Ichiro Suzuki is still a few years away from retirement, so his all-time hits record could be even higher down the road. Photo credit: Jonathan Eto
Japan’s most prolific hitter reached another landmark on June 15 as Miami capped off the final game of their three-game series against the Padres in San Diego. In true Ichiro-fashion, he lead off the game, beating out an infield single to tie Pete Rose’s legendary elite-level professional hit record of 4256. Then at the top of the ninth, he pulled out a double to right to surpass the mark.
Unfortunately, this record does not come without controversy as Rose’s hits were all achieved in Major League Baseball (MLB). Ichiro’s hit total, of course, comes as a combined effort with 1278 when he played for the Orix BlueWave in the Nippon Professional Baseball (NPB) and the other 2979 were MLB hits while playing with the Mariners, Yankees and Marlins.
Some argue that his hits in Japan should not count towards this figure. Pete Rose told USA TODAY, “If you say those hits in Japan are professional hits, then my hits in the minor leagues are professional hits, too.” Whether you recognize the high standard of play in NPB to be equal to that of MLB or of American minor leagues, it is still an amazing accomplishment. So perhaps the debate should be, could Ichiro have topped Rose’s record if he played his entire career in the MLB? Here’s another way of looking at this, and please keep in mind Suzuki is currently still playing in the MLB with a .349 batting average over 125 at bats this season and 96 games to go.
Some of the major differences between the leagues is that NPB play 18 games less than MLB. Also, the fields are smaller, which is advantageous for home run hitters but not necessarily for contact hitters. NPB also cap their games at twelve innings allowing ties. With those differences in mind, it’s also important to break down the numbers. It took Ichiro 14334 plate appearances to achieve the new record while it took Rose, 15890 to reach 4256.
Also, baseball in the ’60s and ’70s had pitchers go much deeper in innings with much fewer relievers used than in the 2000s. The average league leading innings pitched from 1960-1979 is 328.35 with 1.23 relievers used on average per game. Stats available from 2000-2003 indicated 258.4 and 3.59 respectively. Unfortunately complete numbers are not available, but trends were decreasing in innings pitched for starters and increasing for relievers, providing fresh arms and specialized pitchers to face certain batters. Regardless, it’s an incredible accomplishment.

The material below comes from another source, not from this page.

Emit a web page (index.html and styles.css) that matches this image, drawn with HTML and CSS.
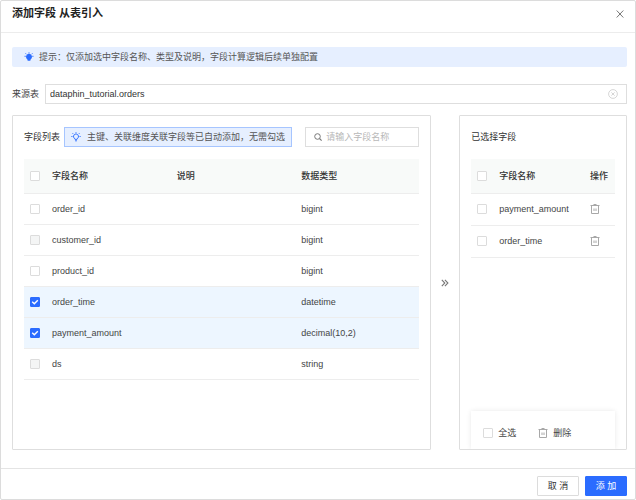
FILE: index.html
```html
<!DOCTYPE html>
<html lang="zh-CN">
<head>
<meta charset="utf-8">
<meta name="viewport" content="width=device-width, initial-scale=1">
<title>添加字段 从表引入</title>
<link rel="stylesheet" href="styles.css">
</head>
<body>
<svg class="sprite" aria-hidden="true">
  <symbol id="trash" viewBox="0 0 10 10">
    <path d="M0.5 1.5H9.5M3.5 0.5H6.5M1.5 2V9.5H8.5V2M4 4.5V7M6 4.5V7" fill="none" stroke="currentColor" stroke-width="1"/>
  </symbol>
</svg>
<div class="dialog" role="dialog" aria-labelledby="title">
  <header class="dialog-header">
    <h1 id="title">添加字段 从表引入</h1>
    <button class="icon-button" type="button" aria-label="关闭">
      <svg class="close-icon" viewBox="0 0 8 8"><path d="M0.7 0.5L7.3 7.5M7.3 0.5L0.7 7.5" fill="none" stroke="currentColor" stroke-width="1"/></svg>
    </button>
  </header>

  <main class="dialog-body">
    <p class="tip">
      <svg class="bulb" viewBox="0 0 10 10"><path d="M3.4 7.4A3 3 0 1 1 6.6 7.4L6.3 8.8H3.7Z" fill="currentColor"/><path d="M5 0.3V1.5M0.5 4.3H1.8M8.2 4.3H9.5M1.5 1.3L2.5 2.3M8.5 1.3L7.5 2.3" fill="none" stroke="currentColor" stroke-width="0.9"/></svg>
      提示：仅添加选中字段名称、类型及说明，字段计算逻辑后续单独配置
    </p>

    <div class="source">
      <label for="source">来源表</label>
      <div class="field">
        <input id="source" type="text" value="dataphin_tutorial.orders">
        <button class="icon-button clear" type="button" aria-label="清空">
          <svg class="clear-icon" viewBox="0 0 10 10"><circle cx="5" cy="5" r="4.4" fill="none" stroke="currentColor" stroke-width="0.8"/><path d="M3.4 3.4L6.6 6.6M6.6 3.4L3.4 6.6" stroke="currentColor" stroke-width="0.8"/></svg>
        </button>
      </div>
    </div>

    <div class="transfer">
      <section class="panel">
        <div class="panel-head">
          <h2>字段列表</h2>
          <p class="hint">
            <svg class="bulb" viewBox="0 0 10 10"><path d="M4 7.4V6.8A2.5 2.5 0 1 1 6 6.8V7.4ZM4 8.8H6M5 0.2V1.3M0.3 4.5H1.5M8.5 4.5H9.7M1.5 1.2L2.4 2.1M8.5 1.2L7.6 2.1" fill="none" stroke="currentColor" stroke-width="0.9"/></svg>
            主键、关联维度关联字段等已自动添加，无需勾选
          </p>
          <div class="field search">
            <svg class="search-icon" viewBox="0 0 8 8"><circle cx="3.5" cy="3.5" r="2.8" fill="none" stroke="currentColor" stroke-width="1"/><path d="M5.5 5.5L7.6 7.6" stroke="currentColor" stroke-width="1.1"/></svg>
            <input type="text" placeholder="请输入字段名称" aria-label="请输入字段名称">
          </div>
        </div>
        <table class="fields">
          <thead>
            <tr><th class="check"><input type="checkbox" aria-label="全选字段"></th><th>字段名称</th><th>说明</th><th class="type">数据类型</th></tr>
          </thead>
          <tbody>
            <tr><td><input type="checkbox" id="f1"></td><td><label for="f1">order_id</label></td><td></td><td>bigint</td></tr>
            <tr><td><input type="checkbox" id="f2" disabled></td><td><label for="f2">customer_id</label></td><td></td><td>bigint</td></tr>
            <tr><td><input type="checkbox" id="f3"></td><td><label for="f3">product_id</label></td><td></td><td>bigint</td></tr>
            <tr class="selected"><td><input type="checkbox" id="f4" checked></td><td><label for="f4">order_time</label></td><td></td><td>datetime</td></tr>
            <tr class="selected"><td><input type="checkbox" id="f5" checked></td><td><label for="f5">payment_amount</label></td><td></td><td>decimal(10,2)</td></tr>
            <tr><td><input type="checkbox" id="f6" disabled></td><td><label for="f6">ds</label></td><td></td><td>string</td></tr>
          </tbody>
        </table>
      </section>

      <svg class="arrows" viewBox="0 0 8 8" aria-hidden="true"><path d="M0.8 0.8L3.8 4L0.8 7.2M3.9 0.8L6.9 4L3.9 7.2" fill="none" stroke="currentColor" stroke-width="1.1"/></svg>

      <section class="panel">
        <div class="panel-head">
          <h2>已选择字段</h2>
        </div>
        <table class="picked">
          <thead>
            <tr><th class="check"><input type="checkbox" aria-label="全选已选择字段"></th><th>字段名称</th><th class="action">操作</th></tr>
          </thead>
          <tbody>
            <tr><td><input type="checkbox" id="p1"></td><td><label for="p1">payment_amount</label></td><td><button class="icon-button" type="button" aria-label="删除 payment_amount"><svg class="trash-icon"><use href="#trash"/></svg></button></td></tr>
            <tr><td><input type="checkbox" id="p2"></td><td><label for="p2">order_time</label></td><td><button class="icon-button" type="button" aria-label="删除 order_time"><svg class="trash-icon"><use href="#trash"/></svg></button></td></tr>
          </tbody>
        </table>
        <div class="bulk">
          <label class="bulk-item"><input type="checkbox">全选</label>
          <button class="icon-button bulk-item" type="button"><svg class="trash-icon"><use href="#trash"/></svg>删除</button>
        </div>
      </section>
    </div>
  </main>

  <footer class="dialog-footer">
    <button class="button" type="button">取 消</button>
    <button class="button primary" type="button">添 加</button>
  </footer>
</div>
</body>
</html>
```

FILE: styles.css
```css
* {
  box-sizing: border-box;
}

body {
  margin: 0;
  background: #fff;
  color: #444;
  font: 9px/14px "Liberation Sans", "Noto Sans CJK SC", sans-serif;
}

h1, h2, p {
  margin: 0;
}

input, button {
  font: inherit;
  color: inherit;
}

svg {
  display: block;
  flex: none;
}

.sprite {
  position: absolute;
  width: 0;
  height: 0;
}

.dialog {
  display: flex;
  flex-direction: column;
  min-height: 100vh;
  border: 1px solid #dcdcdc;
  border-radius: 2px;
}

.dialog-header {
  display: flex;
  align-items: center;
  justify-content: space-between;
  padding: 4px 11px 10px;
  border-bottom: 1px solid #ececec;
}

h1 {
  color: #222;
  font-size: 11px;
  font-weight: 600;
  line-height: 17px;
}

.icon-button {
  display: flex;
  align-items: center;
  padding: 0;
  border: 0;
  background: none;
}

.dialog-header .icon-button {
  color: #777;
}

.close-icon,
.search-icon,
.arrows {
  width: 8px;
  height: 8px;
}

.dialog-body {
  display: flex;
  flex: 1;
  flex-direction: column;
  padding: 14px 8px 18px 11px;
}

.tip {
  display: flex;
  align-items: center;
  gap: 5px;
  height: 20px;
  padding: 0 12px;
  border-radius: 2px;
  background: #e6efff;
  color: #555;
}

.bulb {
  width: 10px;
  height: 10px;
  color: #2b6cff;
}

.source {
  display: flex;
  align-items: center;
  gap: 6px;
  margin: 17px 0 11px;
}

.field {
  display: flex;
  flex: 1;
  align-items: center;
  min-width: 0;
  height: 20px;
  border: 1px solid #dedede;
}

.field input {
  flex: 1;
  min-width: 0;
  padding: 0 4px;
  border: 0;
  outline: 0;
  background: none;
  color: #333;
}

.field input::placeholder {
  color: #b8b8b8;
}

.clear {
  padding-right: 8px;
  color: #ccc;
}

.clear-icon {
  width: 10px;
  height: 10px;
}

.transfer {
  display: grid;
  flex: 1;
  grid-template-columns: minmax(0, 5fr) auto minmax(0, 2fr);
  gap: 10px;
}

.panel {
  display: flex;
  flex-direction: column;
  padding: 11px 11px 0;
  border: 1px solid #dedede;
  border-radius: 1px;
}

.arrows {
  align-self: center;
  color: #777;
}

.panel-head {
  display: flex;
  align-items: center;
  gap: 4px;
  height: 20px;
  margin-bottom: 12px;
}

h2 {
  color: #333;
  font-size: 9px;
  font-weight: 400;
  white-space: nowrap;
}

.hint {
  display: flex;
  align-items: center;
  gap: 6px;
  height: 20px;
  padding: 0 6px;
  border: 1px solid #a6c5ff;
  background: #e6efff;
  color: #555;
  white-space: nowrap;
}

.search {
  flex: none;
  width: 114px;
  margin-left: auto;
  padding-left: 8px;
}

.search-icon {
  color: #777;
}

table {
  width: 100%;
  border-collapse: collapse;
  table-layout: fixed;
}

th, td {
  height: 31px;
  padding: 0;
  border-bottom: 1px solid #ededed;
  text-align: left;
}

th {
  height: 34px;
  background: #f8faf9;
  color: #333;
  font-weight: 500;
}

.picked td {
  height: 32px;
}

.check {
  width: 28px;
}

.type {
  width: 118px;
}

.action {
  width: 25px;
}

.selected {
  background: #edf6ff;
}

input[type="checkbox"] {
  display: block;
  flex: none;
  width: 10px;
  height: 10px;
  margin: 0 6px;
  border: 1px solid #dcdcdc;
  border-radius: 1px;
  background: #fff;
  appearance: none;
}

input[type="checkbox"]:disabled {
  background: #f4f5f5;
}

input[type="checkbox"]:checked {
  border-color: #2b6cff;
  background: #2b6cff;
}

input[type="checkbox"]:checked::after {
  display: block;
  width: 8px;
  height: 8px;
  background: url("data:image/svg+xml,%3Csvg xmlns='http://www.w3.org/2000/svg' viewBox='0 0 8 8'%3E%3Cpath d='M1.2 3.8L3.3 5.8L6.8 2.2' fill='none' stroke='white' stroke-width='1.4'/%3E%3C/svg%3E");
  content: "";
}

.trash-icon {
  width: 10px;
  height: 10px;
  color: #a8a8a8;
}

.bulk {
  display: flex;
  align-items: center;
  gap: 22px;
  height: 38px;
  margin-top: auto;
  padding: 6px 6px 0;
  box-shadow: 0 0 5px #e8e8e8;
  clip-path: inset(-6px -6px 0);
}

.bulk-item {
  display: flex;
  align-items: center;
  gap: 5px;
}

.bulk-item input[type="checkbox"] {
  margin-right: 0;
}

.dialog-footer {
  display: flex;
  justify-content: flex-end;
  gap: 6px;
  padding: 7px 8px 3px;
  border-top: 1px solid #e4e4e4;
}

.button {
  width: 42px;
  height: 20px;
  padding: 0;
  border: 1px solid #dcdcdc;
  border-radius: 1px;
  background: #fff;
  color: #333;
}

.primary {
  border-color: #2b6cff;
  background: #2b6cff;
  color: #fff;
}
```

Suzuki began his illustrious MLB career with the Seattle Mariners in 2001 at the age of 27. While having great success in the NPB league, many analysts doubted he would perform as well in America. Prior to his debut, only few Japanese born players have made the majors, and they were all pitchers.
Silencing his critics, Suzuki quickly started where he left off in Japan amassing several major accomplishments.
Suzuki is now only 21 hits away from the next milestone of 3000 MLB hits.
1994-2000 Pacific League All-Star, Golden Glove, Batting Champion and Best Nine Award.
2001 – American League Rookie of the Year, Stolen Base Leader, Batting Champion, Silver Slugger Award and MVP.
2001-2010 – American League All-Star, Gold Glove and 200-hit season (the only player to reach 200 hits in 10 consecutive, the next highest is 8 seasons held by Willie Keeler set in 1901).
2004 – MLB most hits in a season (262 hits, previously held by George Sisler with 257 for 84 years). In fact, he is the only player since 1930 to earn over 240 hits in a season which he did twice, the other time was in his rookie year with 242.
2006-2007 – American League Most Consecutive Stolen Bases without being caught (45)
2007 – All-Star Game MVP (3 for 3, 2 RBI and 1 run, and the only inside-the-park home run in All-Star Game History).